Decisione e potere nell'atto amministrativo vincolato

Abstract

L’ordinamento giuridico accorda all’amministrazione un margine di decisione, anche in caso di atti vincolati.

La decisione è infatti una scelta per un’alternativa possibile, composta di volontà e giudizio. Sicché la decisione del necessario o dell’impossibile è insensata: scegliere il necessario è superfluo e, comunque, la scelta (e quindi la decisione) è mera apparenza; scegliere l’impossibile è inutile, dal momento che l’alternativa preferita non può essere attuata, cioè il programma d’azione non può essere effettivamente messo in pratica. Secondo chi ritiene che l’atto vincolato non sia una decisione e dunque non sia un provvedimento amministrativo, la decisione di adottare un atto vincolato è superflua o inutile: l’amministrazione non ha altre possibilità oltre quella di adottare l’atto con il contenuto predeterminato dall’ordinamento, al ricorrere dei presupposti.

Una tale impostazione confonde la necessità, la possibilità e l’impossibilità con l’obbligo, il permesso e il divieto. Quando la (meta-)norma vincola l’azione amministrativa, impone all’amministrazione di decidere in maniera conforme ad essa, ma non rende la decisione necessaria: la (meta-)norma obbliga l’amministrazione ad adottare un atto con un certo contenuto al ricorrere dei presupposti vincolati, ma non impedisce che l’amministrazione di fatto adotti un atto di contenuto diverso. Anche quando l’ordinamento prefigura integralmente l’attività amministrativa, l’amministrazione conserva la possibilità, ancorché non il permesso, di agire diversamente, cioè di non rispettare la norma ipotetico-costitutiva. L’amministrazione, cioè, decide in ogni caso se disporre un certo effetto in una determinata situazione e quale effetto disporre.
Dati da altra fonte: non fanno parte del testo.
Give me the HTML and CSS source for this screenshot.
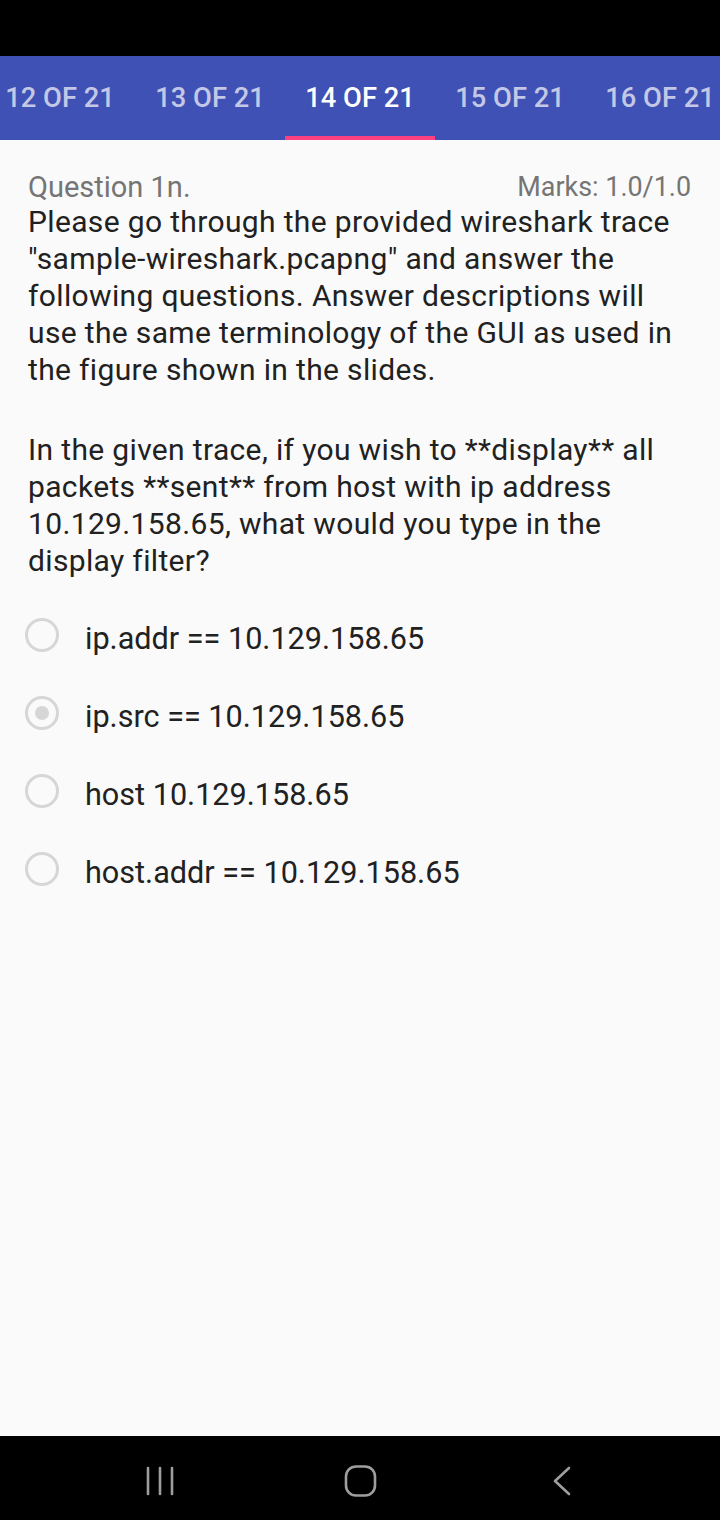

L’atto adottato in violazione del vincolo è illegittimo. E tuttavia nel nostro ordinamento anche tale atto produce i suoi effetti e permette all’amministrazione di perseguire il fine (eventualmente anch’esso illegittimo) che voleva perseguire con l’atto che viola il vincolo, salva l’eventualità del suo annullamento.

Oltre ad essere sensata (cioè né necessaria, né inutile), tale decisione è anche giuridicamente rilevante: produce effetti giuridici, potenzialmente diversi da quelli prefigurati dall’ordinamento.

In sostanza, anche quando l’ordinamento prefigura integralmente l’azione amministrativa, l’amministrazione decide il contenuto dell’atto: l’atto amministrativo è in ogni caso un fatto istituzionale, sub specie di decisione. Anche l’atto vincolato è dunque esercizio del potere amministrativo, è un provvedimento amministrativo al pari di quello discrezionale e può essere legittimo/illegittimo (non solo lecito/illecito).

Da ciò tuttavia non discende che dinanzi ad un provvedimento vincolato vi siano interessi legittimi. Il discorso sulle situazioni giuridiche del cittadino in relazione al provvedimento vincolato dipende dall’elemento che la nozione di interesse legittimo (e, correlativamente, di diritto soggettivo) privilegia: se la sussistenza del potere in capo all’amministrazione (‘l’interesse legittimo è la pretesa ad ottenere o conservare un bene della vita oggetto di potere amministrativo’) oppure il grado di «certezza» di soddisfazione che l’ordinamento assicura alla pretesa del cittadino (‘l’interesse legittimo è la pretesa ad ottenere o conservare un bene della vita a soddisfazione solo eventuale’).